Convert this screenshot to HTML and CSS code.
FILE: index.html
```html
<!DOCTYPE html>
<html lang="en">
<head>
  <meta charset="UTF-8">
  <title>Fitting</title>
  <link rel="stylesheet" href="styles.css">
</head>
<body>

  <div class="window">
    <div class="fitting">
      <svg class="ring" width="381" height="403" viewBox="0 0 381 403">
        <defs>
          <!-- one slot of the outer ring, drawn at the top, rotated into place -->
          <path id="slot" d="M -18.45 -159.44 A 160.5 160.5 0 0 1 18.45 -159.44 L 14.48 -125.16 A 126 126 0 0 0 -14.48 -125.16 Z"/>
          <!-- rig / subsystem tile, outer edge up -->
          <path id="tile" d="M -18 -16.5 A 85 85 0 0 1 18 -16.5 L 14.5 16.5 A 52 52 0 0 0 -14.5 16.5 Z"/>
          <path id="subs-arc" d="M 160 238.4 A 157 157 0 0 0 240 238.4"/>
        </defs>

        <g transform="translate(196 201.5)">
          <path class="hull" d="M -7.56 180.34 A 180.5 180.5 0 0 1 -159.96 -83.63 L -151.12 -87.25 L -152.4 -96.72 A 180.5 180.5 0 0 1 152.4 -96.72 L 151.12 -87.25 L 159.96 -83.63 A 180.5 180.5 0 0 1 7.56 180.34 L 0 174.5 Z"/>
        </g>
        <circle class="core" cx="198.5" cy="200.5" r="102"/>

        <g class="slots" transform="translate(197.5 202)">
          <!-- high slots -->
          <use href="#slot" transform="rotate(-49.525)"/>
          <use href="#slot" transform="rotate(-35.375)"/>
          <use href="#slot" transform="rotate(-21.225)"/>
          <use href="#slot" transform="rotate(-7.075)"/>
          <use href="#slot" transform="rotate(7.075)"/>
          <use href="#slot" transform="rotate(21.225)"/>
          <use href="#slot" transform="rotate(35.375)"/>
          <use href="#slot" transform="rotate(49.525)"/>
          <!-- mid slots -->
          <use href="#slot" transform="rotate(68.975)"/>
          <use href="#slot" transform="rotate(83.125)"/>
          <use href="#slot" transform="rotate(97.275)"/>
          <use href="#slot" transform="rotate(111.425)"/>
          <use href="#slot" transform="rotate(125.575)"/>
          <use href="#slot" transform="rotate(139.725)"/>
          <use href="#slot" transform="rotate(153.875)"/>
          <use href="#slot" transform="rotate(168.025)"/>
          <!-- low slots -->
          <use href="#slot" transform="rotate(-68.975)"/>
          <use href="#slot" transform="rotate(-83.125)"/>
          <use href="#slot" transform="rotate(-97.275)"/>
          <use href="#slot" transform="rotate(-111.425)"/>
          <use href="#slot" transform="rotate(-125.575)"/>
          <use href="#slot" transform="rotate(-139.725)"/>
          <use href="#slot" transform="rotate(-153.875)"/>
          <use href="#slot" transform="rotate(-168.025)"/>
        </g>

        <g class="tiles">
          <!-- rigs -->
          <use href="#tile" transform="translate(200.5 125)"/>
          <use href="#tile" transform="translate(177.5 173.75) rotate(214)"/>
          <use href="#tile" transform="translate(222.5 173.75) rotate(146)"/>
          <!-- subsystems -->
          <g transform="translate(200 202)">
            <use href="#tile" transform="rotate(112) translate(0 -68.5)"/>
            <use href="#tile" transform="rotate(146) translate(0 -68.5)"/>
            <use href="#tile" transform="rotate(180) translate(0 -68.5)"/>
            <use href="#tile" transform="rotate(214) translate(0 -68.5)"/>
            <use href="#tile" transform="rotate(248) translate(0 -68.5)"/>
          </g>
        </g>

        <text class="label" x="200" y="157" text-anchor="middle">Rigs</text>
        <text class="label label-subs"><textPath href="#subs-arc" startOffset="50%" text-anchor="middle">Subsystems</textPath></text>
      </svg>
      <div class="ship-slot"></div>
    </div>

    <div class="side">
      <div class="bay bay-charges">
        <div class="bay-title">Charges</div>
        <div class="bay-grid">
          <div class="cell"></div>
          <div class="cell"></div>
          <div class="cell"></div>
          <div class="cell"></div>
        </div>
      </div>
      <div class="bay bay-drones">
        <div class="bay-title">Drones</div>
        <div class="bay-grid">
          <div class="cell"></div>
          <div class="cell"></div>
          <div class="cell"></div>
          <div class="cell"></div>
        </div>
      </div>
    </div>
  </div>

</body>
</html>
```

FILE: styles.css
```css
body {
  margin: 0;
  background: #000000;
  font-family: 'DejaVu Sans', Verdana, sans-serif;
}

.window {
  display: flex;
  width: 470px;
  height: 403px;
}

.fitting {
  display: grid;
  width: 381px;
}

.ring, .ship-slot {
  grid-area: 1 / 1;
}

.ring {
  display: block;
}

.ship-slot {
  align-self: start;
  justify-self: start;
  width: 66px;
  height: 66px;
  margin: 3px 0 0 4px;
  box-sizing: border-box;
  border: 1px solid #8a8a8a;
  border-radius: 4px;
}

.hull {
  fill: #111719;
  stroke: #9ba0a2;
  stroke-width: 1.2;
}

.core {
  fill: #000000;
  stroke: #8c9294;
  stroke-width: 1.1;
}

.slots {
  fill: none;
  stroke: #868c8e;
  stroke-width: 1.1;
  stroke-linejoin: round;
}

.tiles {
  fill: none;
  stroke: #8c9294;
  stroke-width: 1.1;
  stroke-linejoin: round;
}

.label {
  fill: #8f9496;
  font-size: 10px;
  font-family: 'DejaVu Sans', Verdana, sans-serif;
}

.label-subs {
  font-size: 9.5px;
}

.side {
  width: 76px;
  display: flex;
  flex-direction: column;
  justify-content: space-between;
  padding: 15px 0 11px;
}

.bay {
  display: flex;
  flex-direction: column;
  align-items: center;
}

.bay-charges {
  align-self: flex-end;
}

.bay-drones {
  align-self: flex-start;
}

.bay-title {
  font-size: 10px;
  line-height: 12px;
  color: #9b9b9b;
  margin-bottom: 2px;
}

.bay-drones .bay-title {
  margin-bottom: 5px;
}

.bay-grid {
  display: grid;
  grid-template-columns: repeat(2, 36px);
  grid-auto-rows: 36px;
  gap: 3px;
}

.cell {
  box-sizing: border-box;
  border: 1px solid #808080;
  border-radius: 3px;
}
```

■ ■ ■ ■ ■ ■ ■

**What you have to do**
Write the data out again in full and exactly.

**The solution**
Convert this screenshot to HTML and CSS code.
FILE: index.html
```html
<!DOCTYPE html>
<html lang="en">
<head>
  <meta charset="UTF-8">
  <title>Fitting</title>
  <link rel="stylesheet" href="styles.css">
</head>
<body>

  <div class="window">
    <div class="fitting">
      <svg class="ring" width="381" height="403" viewBox="0 0 381 403">
        <defs>
          <!-- one slot of the outer ring, drawn at the top, rotated into place -->
          <path id="slot" d="M -18.45 -159.44 A 160.5 160.5 0 0 1 18.45 -159.44 L 14.48 -125.16 A 126 126 0 0 0 -14.48 -125.16 Z"/>
          <!-- rig / subsystem tile, outer edge up -->
          <path id="tile" d="M -18 -16.5 A 85 85 0 0 1 18 -16.5 L 14.5 16.5 A 52 52 0 0 0 -14.5 16.5 Z"/>
          <path id="subs-arc" d="M 160 238.4 A 157 157 0 0 0 240 238.4"/>
        </defs>

        <g transform="translate(196 201.5)">
          <path class="hull" d="M -7.56 180.34 A 180.5 180.5 0 0 1 -159.96 -83.63 L -151.12 -87.25 L -152.4 -96.72 A 180.5 180.5 0 0 1 152.4 -96.72 L 151.12 -87.25 L 159.96 -83.63 A 180.5 180.5 0 0 1 7.56 180.34 L 0 174.5 Z"/>
        </g>
        <circle class="core" cx="198.5" cy="200.5" r="102"/>

        <g class="slots" transform="translate(197.5 202)">
          <!-- high slots -->
          <use href="#slot" transform="rotate(-49.525)"/>
          <use href="#slot" transform="rotate(-35.375)"/>
          <use href="#slot" transform="rotate(-21.225)"/>
          <use href="#slot" transform="rotate(-7.075)"/>
          <use href="#slot" transform="rotate(7.075)"/>
          <use href="#slot" transform="rotate(21.225)"/>
          <use href="#slot" transform="rotate(35.375)"/>
          <use href="#slot" transform="rotate(49.525)"/>
          <!-- mid slots -->
          <use href="#slot" transform="rotate(68.975)"/>
          <use href="#slot" transform="rotate(83.125)"/>
          <use href="#slot" transform="rotate(97.275)"/>
          <use href="#slot" transform="rotate(111.425)"/>
          <use href="#slot" transform="rotate(125.575)"/>
          <use href="#slot" transform="rotate(139.725)"/>
          <use href="#slot" transform="rotate(153.875)"/>
          <use href="#slot" transform="rotate(168.025)"/>
          <!-- low slots -->
          <use href="#slot" transform="rotate(-68.975)"/>
          <use href="#slot" transform="rotate(-83.125)"/>
          <use href="#slot" transform="rotate(-97.275)"/>
          <use href="#slot" transform="rotate(-111.425)"/>
          <use href="#slot" transform="rotate(-125.575)"/>
          <use href="#slot" transform="rotate(-139.725)"/>
          <use href="#slot" transform="rotate(-153.875)"/>
          <use href="#slot" transform="rotate(-168.025)"/>
        </g>

        <g class="tiles">
          <!-- rigs -->
          <use href="#tile" transform="translate(200.5 125)"/>
          <use href="#tile" transform="translate(177.5 173.75) rotate(214)"/>
          <use href="#tile" transform="translate(222.5 173.75) rotate(146)"/>
          <!-- subsystems -->
          <g transform="translate(200 202)">
            <use href="#tile" transform="rotate(112) translate(0 -68.5)"/>
            <use href="#tile" transform="rotate(146) translate(0 -68.5)"/>
            <use href="#tile" transform="rotate(180) translate(0 -68.5)"/>
            <use href="#tile" transform="rotate(214) translate(0 -68.5)"/>
            <use href="#tile" transform="rotate(248) translate(0 -68.5)"/>
          </g>
        </g>

        <text class="label" x="200" y="157" text-anchor="middle">Rigs</text>
        <text class="label label-subs"><textPath href="#subs-arc" startOffset="50%" text-anchor="middle">Subsystems</textPath></text>
      </svg>
      <div class="ship-slot"></div>
    </div>

    <div class="side">
      <div class="bay bay-charges">
        <div class="bay-title">Charges</div>
        <div class="bay-grid">
          <div class="cell"></div>
          <div class="cell"></div>
          <div class="cell"></div>
          <div class="cell"></div>
        </div>
      </div>
      <div class="bay bay-drones">
        <div class="bay-title">Drones</div>
        <div class="bay-grid">
          <div class="cell"></div>
          <div class="cell"></div>
          <div class="cell"></div>
          <div class="cell"></div>
        </div>
      </div>
    </div>
  </div>

</body>
</html>
```

FILE: styles.css
```css
body {
  margin: 0;
  background: #000000;
  font-family: 'DejaVu Sans', Verdana, sans-serif;
}

.window {
  display: flex;
  width: 470px;
  height: 403px;
}

.fitting {
  display: grid;
  width: 381px;
}

.ring, .ship-slot {
  grid-area: 1 / 1;
}

.ring {
  display: block;
}

.ship-slot {
  align-self: start;
  justify-self: start;
  width: 66px;
  height: 66px;
  margin: 3px 0 0 4px;
  box-sizing: border-box;
  border: 1px solid #8a8a8a;
  border-radius: 4px;
}

.hull {
  fill: #111719;
  stroke: #9ba0a2;
  stroke-width: 1.2;
}

.core {
  fill: #000000;
  stroke: #8c9294;
  stroke-width: 1.1;
}

.slots {
  fill: none;
  stroke: #868c8e;
  stroke-width: 1.1;
  stroke-linejoin: round;
}

.tiles {
  fill: none;
  stroke: #8c9294;
  stroke-width: 1.1;
  stroke-linejoin: round;
}

.label {
  fill: #8f9496;
  font-size: 10px;
  font-family: 'DejaVu Sans', Verdana, sans-serif;
}

.label-subs {
  font-size: 9.5px;
}

.side {
  width: 76px;
  display: flex;
  flex-direction: column;
  justify-content: space-between;
  padding: 15px 0 11px;
}

.bay {
  display: flex;
  flex-direction: column;
  align-items: center;
}

.bay-charges {
  align-self: flex-end;
}

.bay-drones {
  align-self: flex-start;
}

.bay-title {
  font-size: 10px;
  line-height: 12px;
  color: #9b9b9b;
  margin-bottom: 2px;
}

.bay-drones .bay-title {
  margin-bottom: 5px;
}

.bay-grid {
  display: grid;
  grid-template-columns: repeat(2, 36px);
  grid-auto-rows: 36px;
  gap: 3px;
}

.cell {
  box-sizing: border-box;
  border: 1px solid #808080;
  border-radius: 3px;
}
```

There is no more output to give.